Front-end source files
——

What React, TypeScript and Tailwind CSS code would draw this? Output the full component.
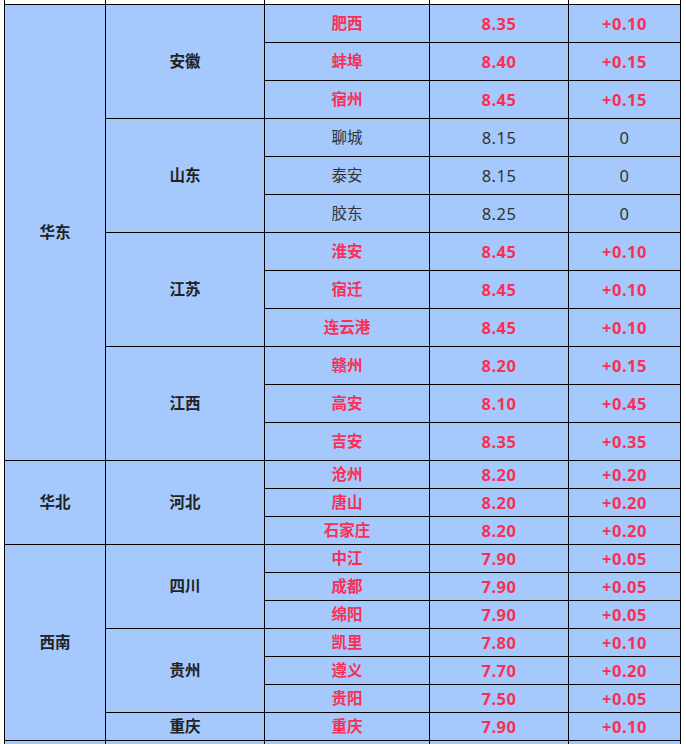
type Row = { city: string; price: string; change: string; up: boolean };
type Prov = { name: string; rows: Row[] };
type Region = { name: string; provs: Prov[] };

const r = (city: string, price: string, change: string): Row => ({
  city,
  price,
  change,
  up: change !== "0",
});

const data: Region[] = [
  {
    name: "华东",
    provs: [
      { name: "安徽", rows: [r("肥西", "8.35", "+0.10"), r("蚌埠", "8.40", "+0.15"), r("宿州", "8.45", "+0.15")] },
      { name: "山东", rows: [r("聊城", "8.15", "0"), r("泰安", "8.15", "0"), r("胶东", "8.25", "0")] },
      { name: "江苏", rows: [r("淮安", "8.45", "+0.10"), r("宿迁", "8.45", "+0.10"), r("连云港", "8.45", "+0.10")] },
      { name: "江西", rows: [r("赣州", "8.20", "+0.15"), r("高安", "8.10", "+0.45"), r("吉安", "8.35", "+0.35")] },
    ],
  },
  {
    name: "华北",
    provs: [{ name: "河北", rows: [r("沧州", "8.20", "+0.20"), r("唐山", "8.20", "+0.20"), r("石家庄", "8.20", "+0.20")] }],
  },
  {
    name: "西南",
    provs: [
      { name: "四川", rows: [r("中江", "7.90", "+0.05"), r("成都", "7.90", "+0.05"), r("绵阳", "7.90", "+0.05")] },
      { name: "贵州", rows: [r("凯里", "7.80", "+0.10"), r("遵义", "7.70", "+0.20"), r("贵阳", "7.50", "+0.05")] },
      { name: "重庆", rows: [r("重庆", "7.90", "+0.10")] },
    ],
  },
];

const regionSpan: Record<number, string> = { 12: "row-span-12", 3: "row-span-3", 7: "row-span-7" };
const provSpan: Record<number, string> = { 3: "row-span-3", 1: "row-span-1" };

const cell = "bg-[#a5c9fc] flex items-center justify-center pt-px";

export default function App() {
  return (
    <div
      className="w-[686px] h-[744px] overflow-hidden bg-white pl-[4px] text-[15.5px]"
      style={{ fontFamily: '"Noto Sans", "Noto Sans CJK SC", sans-serif' }}
    >
      <div className="-mt-[27px] w-[677px] bg-black p-px grid gap-px grid-cols-[100px_158px_164px_138px_111px] grid-rows-[30px_repeat(12,37px)_repeat(10,27px)_40px]">
        {/* header row, cut off above */}
        <div className="bg-white" />
        <div className="bg-white" />
        <div className="bg-white" />
        <div className="bg-white" />
        <div className="bg-white" />

        {data.map((reg) => {
          const total = reg.provs.reduce((n, p) => n + p.rows.length, 0);
          return [
            <div key={reg.name} className={`${cell} ${regionSpan[total]} font-bold text-[#222]`}>
              {reg.name}
            </div>,
            ...reg.provs.map((p) => [
              <div key={reg.name + p.name} className={`${cell} ${provSpan[p.rows.length]} font-bold text-[#222]`}>
                {p.name}
              </div>,
              ...p.rows.map((row) => {
                const tone = row.up ? "text-[#fb2f55] font-bold" : "text-[#333]";
                return [
                  <div key={row.city + "c"} className={`${cell} ${tone}`}>
                    {row.city}
                  </div>,
                  <div key={row.city + "p"} className={`${cell} ${tone} text-[16.5px] tracking-[0.5px]`}>
                    {row.price}
                  </div>,
                  <div key={row.city + "d"} className={`${cell} ${tone} text-[16.5px] tracking-[0.5px]`}>
                    {row.change}
                  </div>,
                ];
              }),
            ]),
          ];
        })}

        {/* next row, cut off below */}
        <div className={cell} />
        <div className={cell} />
        <div className={cell} />
        <div className={cell} />
        <div className={cell} />
      </div>
    </div>
  );
}
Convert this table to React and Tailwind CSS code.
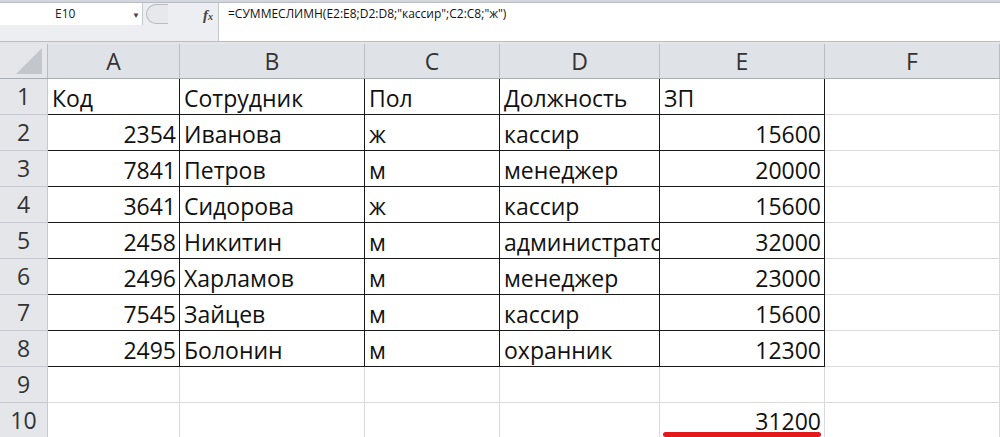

——

▶ _Objective_
Leave out the pictures and repeat the lines from the start of the material through the line with "string; provs: Prov[]", inclusive.

▶ _Answer to the task_
What React, TypeScript and Tailwind CSS code would draw this? Output the full component.
type Row = { city: string; price: string; change: string; up: boolean };
type Prov = { name: string; rows: Row[] };
type Region = { name: string; provs: Prov[] };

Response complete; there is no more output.